Abstract Introduction Significant regional variations in the HIV epidemic hurt effective common interventions in sub-Saharan Africa. It is crucial to analyze HIV positivity distributions within clusters and assess the homogeneity of countries. We aim at identifying clusters of countries based on socio-behavioural predictors of HIV for screening. Method We used an agglomerative hierarchical, unsupervised machine learning, approach for clustering to analyse data for 146,733 male and 155,622 female respondents from 13 sub-Saharan African countries with 20 and 26 features, respectively, using Population-based HIV Impact Assessment (PHIA) data from the survey years 2015–2019. We employed agglomerative hierarchical clustering and optimal silhouette index criterion to identify clusters of countries based on the similarity of socio-behavioural characteristics. We analyse the distribution of HIV positivity with socio-behavioural predictors of HIV within each cluster. Results Two principal components were obtained, with the first describing 62.3% and 70.1% and the second explaining 18.3% and 20.6% variance of the total socio-behavioural variation in females and males, respectively.

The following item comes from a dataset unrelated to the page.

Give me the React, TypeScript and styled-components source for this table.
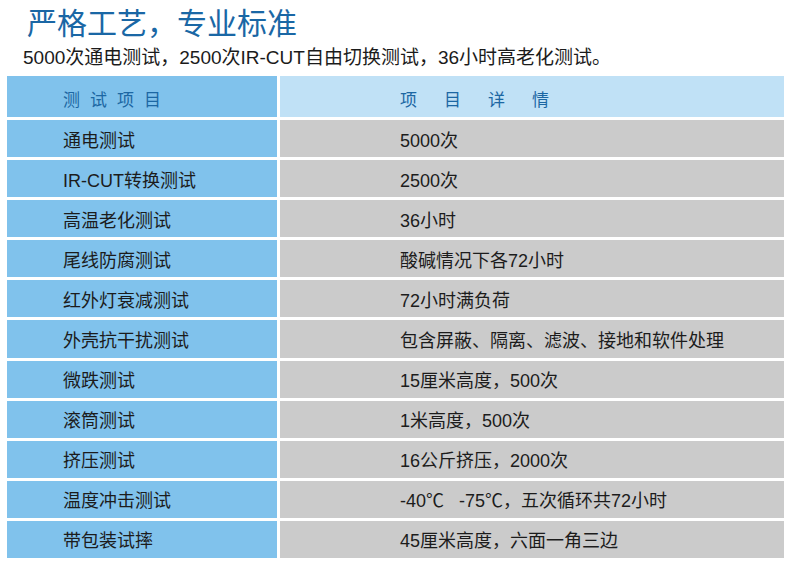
import React from "react";
import styled, { createGlobalStyle } from "styled-components";

const Global = createGlobalStyle`
  html, body { margin: 0; padding: 0; background: #ffffff; }
  body { font-family: "Liberation Sans", "Noto Sans CJK SC", sans-serif; }
`;

const Page = styled.div`
  width: 790px;
  height: 573px;
  box-sizing: border-box;
  padding: 6px 6px 0 7px;
  display: flex;
  flex-direction: column;
  background: #ffffff;
`;

const Title = styled.h1`
  margin: 0 0 0 20px;
  font-size: 30px;
  line-height: 36px;
  font-weight: 400;
  color: #1a67a5;
  font-family: "Liberation Sans", "Noto Sans CJK SC", sans-serif;
`;

const Subtitle = styled.p`
  margin: 4px 0 0 16px;
  font-size: 19px;
  line-height: 24px;
  color: #1b1b1b;
  white-space: nowrap;
`;

const Table = styled.div`
  margin-top: 6px;
  display: grid;
  grid-template-columns: 270px 504px;
  grid-auto-rows: 37.1px;
  grid-template-rows: 41px;
  column-gap: 3px;
  row-gap: 3px;
`;

type Kind = "label" | "headLabel" | "headValue" | "value";

const bg: Record<Kind, string> = {
  label: "#80c2ec",
  headLabel: "#80c2ec",
  headValue: "#c0e1f6",
  value: "#cbcbcb",
};

const Cell = styled.div<{ $kind: Kind }>`
  display: flex;
  align-items: center;
  box-sizing: border-box;
  background: ${(p) => bg[p.$kind]};
  padding-left: ${(p) =>
    p.$kind === "label" || p.$kind === "headLabel" ? "56px" : "120px"};
  font-size: ${(p) => (p.$kind === "headLabel" || p.$kind === "headValue" ? "17px" : "18px")};
  color: ${(p) => (p.$kind === "headLabel" || p.$kind === "headValue" ? "#1c67a3" : "#1c1c1c")};
  letter-spacing: ${(p) =>
    p.$kind === "headLabel" ? "10px" : p.$kind === "headValue" ? "27px" : "0"};
  padding-top: ${(p) => (p.$kind === "headLabel" || p.$kind === "headValue" ? "4px" : "0")};
  white-space: pre;
`;

const rows: [string, string][] = [
  ["通电测试", "5000次"],
  ["IR-CUT转换测试", "2500次"],
  ["高温老化测试", "36小时"],
  ["尾线防腐测试", "酸碱情况下各72小时"],
  ["红外灯衰减测试", "72小时满负荷"],
  ["外壳抗干扰测试", "包含屏蔽、隔离、滤波、接地和软件处理"],
  ["微跌测试", "15厘米高度，500次"],
  ["滚筒测试", "1米高度，500次"],
  ["挤压测试", "16公斤挤压，2000次"],
  ["温度冲击测试", "-40℃   -75℃，五次循环共72小时"],
  ["带包装试摔", "45厘米高度，六面一角三边"],
];

export default function App() {
  return (
    <>
      <Global />
      <Page>
        <Title>严格工艺，专业标准</Title>
        <Subtitle>5000次通电测试，2500次IR-CUT自由切换测试，36小时高老化测试。</Subtitle>
        <Table>
          <Cell $kind="headLabel">测试项目</Cell>
          <Cell $kind="headValue">项目详情</Cell>
          {rows.map(([a, b]) => (
            <React.Fragment key={a}>
              <Cell $kind="label">{a}</Cell>
              <Cell $kind="value">{b}</Cell>
            </React.Fragment>
          ))}
        </Table>
      </Page>
    </>
  );
}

Two clusters per sex were identified, and the most predictor features in both sexes were: relationship with family head, enrolled in school, circumcision status for males, delayed pregnancy, work for payment in last 12 months, Urban area indicator, known HIV status and delayed pregnancy. The HIV positivity distribution with these variables was significant within each cluster. Conclusions /findings The findings provide a potential use of unsupervised machine learning approaches for substantially identifying clustered countries based on the underlying socio-behavioural characteristics.